The son of Sir Hugh Watson, an Edinburgh solicitor, being an author who spent his days as a working arts journalist, Watson seemed to hold out the promise of becoming a major literary figure on the Scottish scene, rooted in local tradition and history, but with a wider and more international perspective than his contemporaries. The mystical factor probably led to his growing addiction to alcohol that, in spite of periods when he successfully went off it, finally caused his mind to collapse into dementia, so that his last years were tragically spent as a total invalid in a home.

Before that, realising that he could not continue working at The Scotsman in a conventional administrative job, he left to spend a year teaching in Canada, during which time he managed to overcome the demon within him and returned to become night editor at the Glasgow Herald, a job so far below his qualifications and abilities that the editor was profoundly embarrassed, but he wanted the time to reorganise his life and was determined to continue writing while a major fictional project was taking place within his mind. Unfortunately, whatever it was that drove him to escape the conventional world of work, habit and reasonable conduct deserted him again, and he relapsed and never recovered.
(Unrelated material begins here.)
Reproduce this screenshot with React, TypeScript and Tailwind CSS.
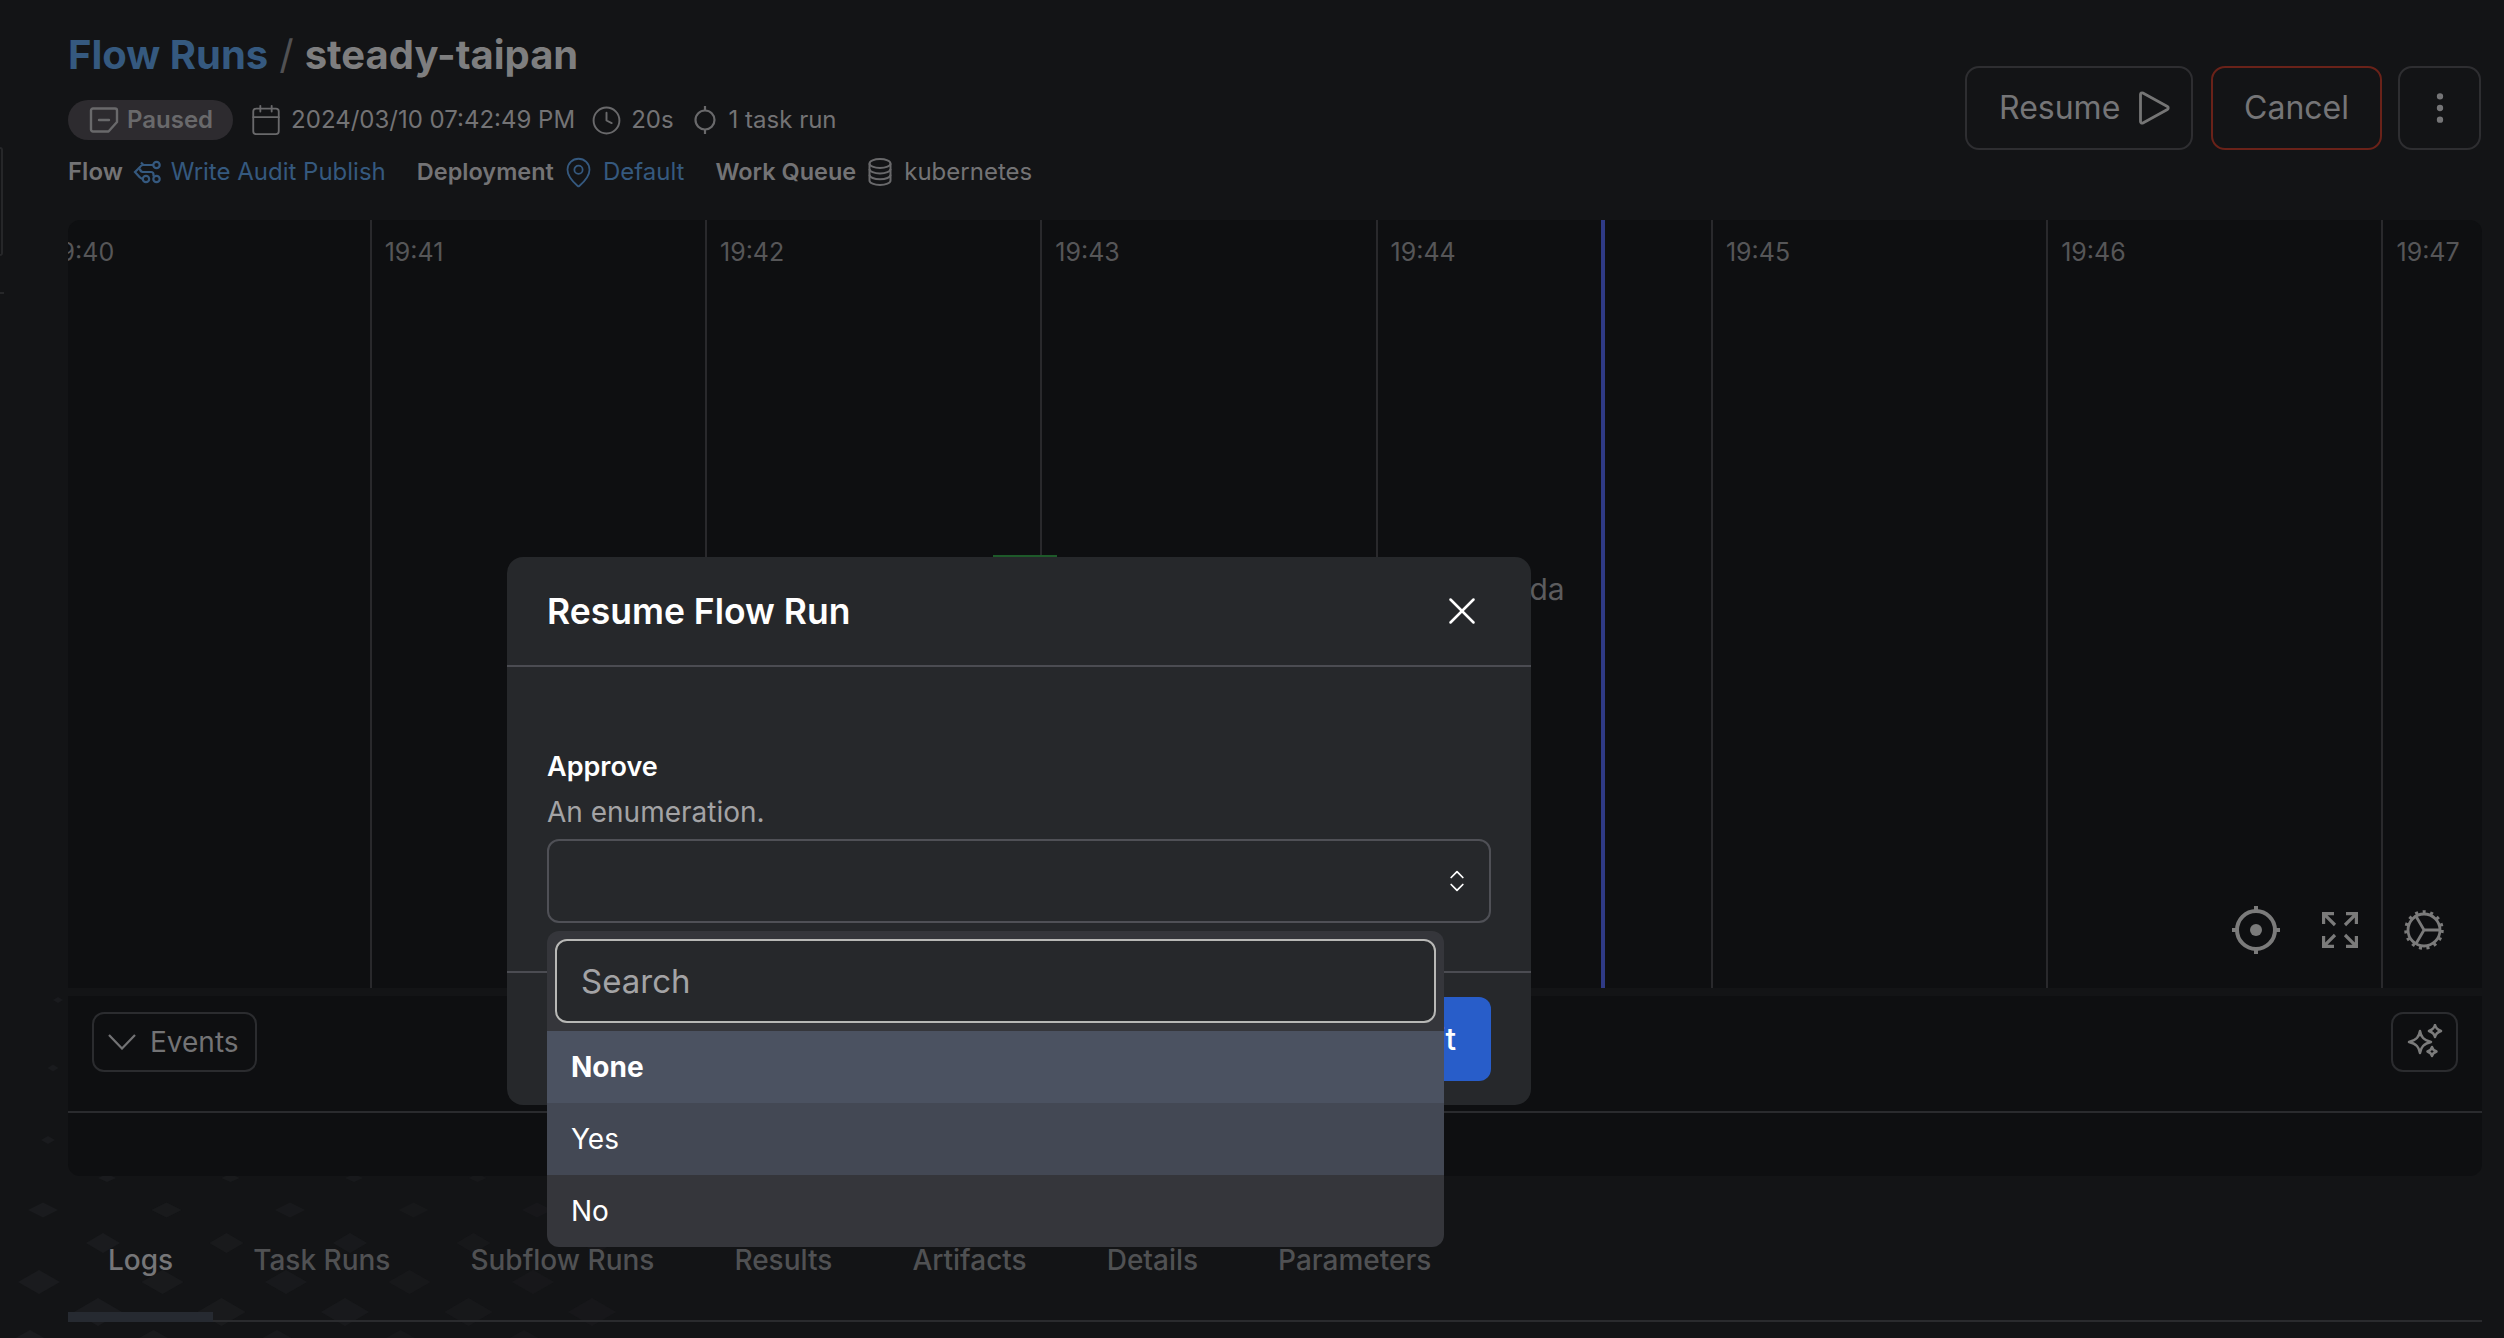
import { Calendar, ChevronsUpDown, Clock, EllipsisVertical, MapPin, X } from 'lucide-react';

const hours = ['19:40', '19:41', '19:42', '19:43', '19:44', '19:45', '19:46', '19:47'];
const tabs = ['Logs', 'Task Runs', 'Subflow Runs', 'Results', 'Artifacts', 'Details', 'Parameters'];

// faint diamonds behind the tab strip: y, first x, width, height
const diamondRows = [
  [1000, 58, 10, 6],
  [1068, 53, 11, 7],
  [1140, 48, 14, 8],
  [1178, 107, 18, 8],
  [1210, 43, 30, 15],
  [1243, 103, 34, 20],
  [1282, 39, 42, 24],
  [1312, 98, 48, 28],
  [1345, 30, 54, 30],
];

function Diamonds() {
  return (
    <svg className="absolute left-0 top-0" width="1000" height="1338" fill="#1a1b1e">
      {diamondRows.map(([y, x0, w, h]) =>
        [0, 1, 2, 3, 4].map((i) => {
          const x = x0 + i * 123.5;
          return (
            <polygon
              key={`${y}-${i}`}
              points={`${x - w / 2},${y} ${x},${y - h / 2} ${x + w / 2},${y} ${x},${y + h / 2}`}
              opacity={1 - i * 0.12}
            />
          );
        }),
      )}
    </svg>
  );
}

function PausedIcon() {
  return (
    <svg width="30" height="26" viewBox="0 0 30 26" fill="none" stroke="#69696b" strokeWidth="2.4" strokeLinejoin="round">
      <path d="M2 3.5A2 2 0 0 1 4 1.5h22a2 2 0 0 1 2 2V15l-8.5 9.5H4a2 2 0 0 1-2-2Z" />
      <path d="M10 13h10" strokeLinecap="round" />
    </svg>
  );
}

function TaskRunIcon() {
  return (
    <svg width="24" height="30" viewBox="0 0 24 30" fill="none" stroke="#69696b" strokeWidth="2.2">
      <circle cx="12" cy="15" r="9.5" />
      <path d="M12 1v4.5M12 24.5V29" />
    </svg>
  );
}

function FlowIcon() {
  return (
    <svg width="28" height="24" viewBox="0 0 28 24" fill="none" stroke="#35597f" strokeWidth="2.2">
      <circle cx="23.500" cy="5" r="3.200" />
      <circle cx="23.500" cy="19" r="3.200" />
      <circle cx="13" cy="19" r="3.200" />
      <path d="M20.300 5h-9.800a4 4 0 0 0-3.500 2L2 12l4.500 5c.8.900 1.800 1.500 3.300 2" />
      <path d="M7 8.500A3.500 3.500 0 0 0 9.500 12h8.500a2.500 2.500 0 0 1 2.500 2.500v2" />
      <path d="M8 2.500 10.500 5" />
    </svg>
  );
}

function StackIcon() {
  return (
    <svg width="24" height="28" viewBox="0 0 24 28" fill="none" stroke="#69696b" strokeWidth="2">
      <ellipse cx="12" cy="5.500" rx="10.500" ry="4.500" />
      <path d="M1.500 5.500v17c0 2.500 4.700 4.500 10.500 4.500s10.500-2 10.500-4.500v-17" />
      <path d="M1.500 11c0 2.500 4.700 4.500 10.500 4.500S22.500 13.500 22.500 11" />
      <path d="M1.500 16.800c0 2.500 4.700 4.500 10.500 4.500s10.500-2 10.500-4.500" />
    </svg>
  );
}

function PlayIcon() {
  return (
    <svg width="32" height="34" viewBox="0 0 32 34" fill="none" stroke="#757575" strokeWidth="2.800" strokeLinejoin="round">
      <path d="M2.500 3.500c0-1.300 1.300-2 2.400-1.400l24.500 13.500c1.100.6 1.100 2.200 0 2.800L4.900 31.900c-1.100.6-2.400-.1-2.400-1.400Z" />
    </svg>
  );
}

function TargetIcon() {
  return (
    <svg width="48" height="48" viewBox="0 0 48 48" fill="none" stroke="#7b7b7b" strokeWidth="4">
      <circle cx="24" cy="24" r="19" />
      <circle cx="24" cy="24" r="6" fill="#7b7b7b" stroke="none" />
      <path d="M24 0v6M24 42v6M0 24h6M42 24h6" />
    </svg>
  );
}

function ExpandIcon() {
  return (
    <svg width="36" height="36" viewBox="0 0 36 36" fill="none" stroke="#7b7b7b" strokeWidth="3.200">
      <path d="M1.600 12V1.600H12M1.600 1.600l11.400 11.400M34.400 12V1.600H24M34.400 1.600 23 13M1.600 24v10.400H12M1.600 34.400 13 23M34.400 24v10.400H24M34.400 34.400 23 23" />
    </svg>
  );
}

function GearIcon() {
  return (
    <svg width="40" height="40" viewBox="0 0 40 40" fill="none" stroke="#7b7b7b">
      <circle cx="20" cy="20" r="16" strokeWidth="2.800" />
      <circle cx="20" cy="20" r="18" strokeWidth="3.500" strokeDasharray="3 4.540" />
      <path d="M20 20h16M20 20l-8-13.800M20 20l-8 13.800" strokeWidth="2.800" />
    </svg>
  );
}

function SparkIcon() {
  return (
    <svg width="36" height="36" viewBox="0 0 36 36" fill="none" stroke="#7b7b7b" strokeWidth="2.500" strokeLinejoin="round">
      <path d="M13 7c1 6 3.500 9 11 11-7.500 2-10 5-11 11-1-6-3.500-9-11-11 7.500-2 10-5 11-11Z" />
      <path d="M28 1c.6 3 2 4.500 6 6-4 1.500-5.400 3-6 6-.6-3-2-4.500-6-6 4-1.500 5.400-3 6-6Z" />
      <path d="M25 23c.4 2.200 1.500 3.300 4.500 4.500-3 1.200-4.100 2.300-4.500 4.500-.4-2.200-1.500-3.300-4.500-4.500 3-1.200 4.100-2.300 4.500-4.500Z" />
    </svg>
  );
}

function ChartPanel() {
  return (
    <div className="relative h-[768px] overflow-hidden rounded-t-xl bg-[#0e0f11]">
      <div className="-ml-[33.600px] flex h-full">
        {hours.map((hour) => (
          <div key={hour} className="h-full w-[335.300px] shrink-0 border-l-2 border-[#29292c] pl-[13px] pt-[17px] text-[25px] leading-[30px] text-[#565658]">
            {hour}
          </div>
        ))}
      </div>
      <div className="absolute left-[1533px] top-0 h-full w-[4px] bg-[#2f3a85]" />
      <div className="absolute left-[925px] top-[335px] h-[3px] w-[64px] bg-[#1e5a2a]" />
      <div className="absolute left-[1383px] top-[349px] text-[30px] leading-[40px] text-[#5c5c5e]">Lambda</div>
      <div className="absolute left-[2164px] top-[686px] flex items-center">
        <TargetIcon />
        <div className="ml-[42px]">
          <ExpandIcon />
        </div>
        <div className="ml-[46px]">
          <GearIcon />
        </div>
      </div>
    </div>
  );
}

function EventsPanel() {
  return (
    <div className="mt-2 h-[180px] rounded-b-xl bg-[#0e0f11]">
      <div className="flex h-[117px] items-start justify-between border-b-2 border-[#2a2b2e] px-6 pt-4">
        <button className="flex h-[60px] w-[165px] items-center gap-[14px] rounded-xl border-2 border-[#2b2c2f] pl-[14px] text-[28px] text-[#737375]">
          <svg width="28" height="16" viewBox="0 0 28 16" fill="none" stroke="#737375" strokeWidth="2.200">
            <path d="M1 1l13 13.500L27 1" />
          </svg>
          Events
        </button>
        <button className="flex h-[60px] w-[67px] items-center justify-center rounded-xl border-2 border-[#2b2c2f]">
          <SparkIcon />
        </button>
      </div>
    </div>
  );
}

function ResumeModal() {
  return (
    <div className="absolute left-[507px] top-[557px] flex h-[548px] w-[1024px] flex-col rounded-2xl bg-[#26282b]">
      <div className="flex h-[110px] items-center justify-between border-b-2 border-[#4b4c52] pl-10 pr-[46px]">
        <h2 className="mt-[2px] text-[35.500px] font-semibold text-white">Resume Flow Run</h2>
        <X size={46} strokeWidth={1.300} className="text-white" />
      </div>
      <div className="h-[306px] border-b-2 border-[#4b4c52] px-10 pt-[84px]">
        <div className="text-[27px] font-semibold leading-[32px] text-white">Approve</div>
        <div className="mt-[13px] text-[28px] leading-[32px] text-[#a3a3a5]">An enumeration.</div>
        <div className="mt-[11px] flex h-[84px] items-center justify-end rounded-xl border-2 border-[#4f5056] pr-[18px]">
          <ChevronsUpDown size={28} strokeWidth={1.500} className="text-white" />
        </div>
      </div>
      <div className="flex justify-end gap-4 px-10 pt-6">
        <button className="h-[84px] rounded-xl bg-[#285dc9] px-[35px] text-[31px] font-medium text-white">Submit</button>
      </div>

      <div className="absolute left-10 top-[374px] w-[897px] overflow-hidden rounded-xl bg-[#35363b]">
        <div className="p-2">
          <input
            readOnly
            placeholder="Search"
            className="h-[84px] w-full rounded-xl border-2 border-[#b8b8b6] bg-[#26282b] px-[24px] text-[33px] outline-none placeholder:text-[#a3a3a5]"
          />
        </div>
        <div className="flex h-[72px] items-center bg-[#4b5261] pl-6 text-[28px] font-bold text-white">None</div>
        <div className="flex h-[72px] items-center bg-[#434854] pl-6 text-[28px] text-white">Yes</div>
        <div className="flex h-[72px] items-center pl-6 text-[28px] text-white">No</div>
      </div>
    </div>
  );
}

export default function App() {
  return (
    <div className="relative h-[1338px] w-[2504px] overflow-hidden bg-[#131416] font-['Inter',sans-serif]">
      <Diamonds />
      <div className="absolute left-0 top-[147px] h-[109px] w-[3px] rounded-r-md border-y-2 border-r-2 border-[#262729]" />
      <div className="absolute left-0 top-[292px] h-[2px] w-[4px] bg-[#262729]" />

      <div className="relative pl-[68px]">
        <header className="flex h-[220px] items-start justify-between pr-[23px]">
          <div className="pt-[31px]">
            <h1 className="flex items-center gap-[11px] text-[40px] font-bold leading-[48px]">
              <span className="text-[#35597f]">Flow Runs</span>
              <span className="font-normal text-[#515153]">/</span>
              <span className="text-[#7e7e7f]">steady-taipan</span>
            </h1>
            <div className="mt-[21px] flex h-[40px] items-center gap-4 text-[24px] text-[#737375]">
              <span className="flex h-[40px] items-center gap-[8px] rounded-full bg-[#2d2b2f] pl-[21px] pr-[20px] font-semibold text-[#69696b]">
                <PausedIcon />
                Paused
              </span>
              <span className="flex items-center gap-2">
                <Calendar size={34} strokeWidth={1.300} className="text-[#69696b]" />
                2024/03/10 07:42:49 PM
              </span>
              <span className="flex items-center gap-[9px]">
                <Clock size={31} strokeWidth={1.500} className="text-[#69696b]" />
                20s
              </span>
              <span className="ml-[3px] flex items-center gap-3">
                <TaskRunIcon />
                1 task run
              </span>
            </div>
            <div className="mt-4 flex h-[32px] items-center gap-[31px] text-[24px] text-[#737375]">
              <span className="flex items-center gap-[10px]">
                <span className="font-semibold">Flow</span>
                <FlowIcon />
                <span className="text-[#35597f]">Write Audit Publish</span>
              </span>
              <span className="flex items-center gap-2">
                <span className="text-[23.500px] font-semibold">Deployment</span>
                <MapPin size={33} strokeWidth={1.300} className="text-[#35597f]" />
                <span className="text-[#35597f]">Default</span>
              </span>
              <span className="flex items-center gap-3">
                <span className="text-[23.500px] font-semibold">Work Queue</span>
                <StackIcon />
                kubernetes
              </span>
            </div>
          </div>
          <div className="mt-[66px] flex gap-[18px] text-[32px] text-[#757577]">
            <button className="flex h-[84px] w-[228px] items-center gap-[18px] rounded-[14px] border-2 border-[#2e2e31] pl-[32px]">
              Resume
              <PlayIcon />
            </button>
            <button className="h-[84px] w-[171px] rounded-[14px] border-2 border-[#6a2219]">Cancel</button>
            <button className="-ml-[2px] flex h-[84px] w-[83px] items-center justify-center rounded-[14px] border-2 border-[#2e2e31]">
              <EllipsisVertical size={40} strokeWidth={1.800} />
            </button>
          </div>
        </header>

        <div className="w-[2414px]">
          <ChartPanel />
          <EventsPanel />
        </div>

        <nav className="mt-[64px] flex h-[82px] w-[2414px] border-b-2 border-[#2a2b2e]">
          {tabs.map((tab, i) => (
            <div
              key={tab}
              className={`h-[82px] border-b-[10px] px-10 pt-[3px] text-[28px] font-medium leading-[34px] ${
                i === 0 ? 'border-[#262a31] text-[#767678]' : 'border-transparent text-[#505153]'
              }`}
            >
              {tab}
            </div>
          ))}
        </nav>
      </div>

      <ResumeModal />
    </div>
  );
}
Perth Theatre produced two of his plays, The Couch and Dodwell's Last Trump. The Traverse Theatre produced a collaborative play on the theme of Dracula to which he contributed. He also wrote novels. The macabre and the sinister obviously had a special fascination for Watson, but this was not evident in his everyday demeanour or his often mischievous sense of humour and general air of bonhomie. He was in many ways two people, his private side coming out in his disappearances from social life into a secret world in which he unfortunately spent his last years with no-one knowing what was happening inside his brain.

The social Watson was always full of fun, generous and cheerful with a keen intelligence that could take an interest in everything around him. It was as if the Calvinist God could not make up his mind whether he belonged to the elect or not.

Watson was married twice but the first marriage broke up 40 years ago.

His long-term companion during his periods of normality was Catherine Robins who became his second wife and survives him. She was with him at the end. The many who remember him talk primarily about his wit, quick repartee and precious ability to see the humour in every situation. It is possible that more of his writing will yet emerge.

Bill Watson's funeral will be held tomorrow at Warriston Crematorium at 3:50pm.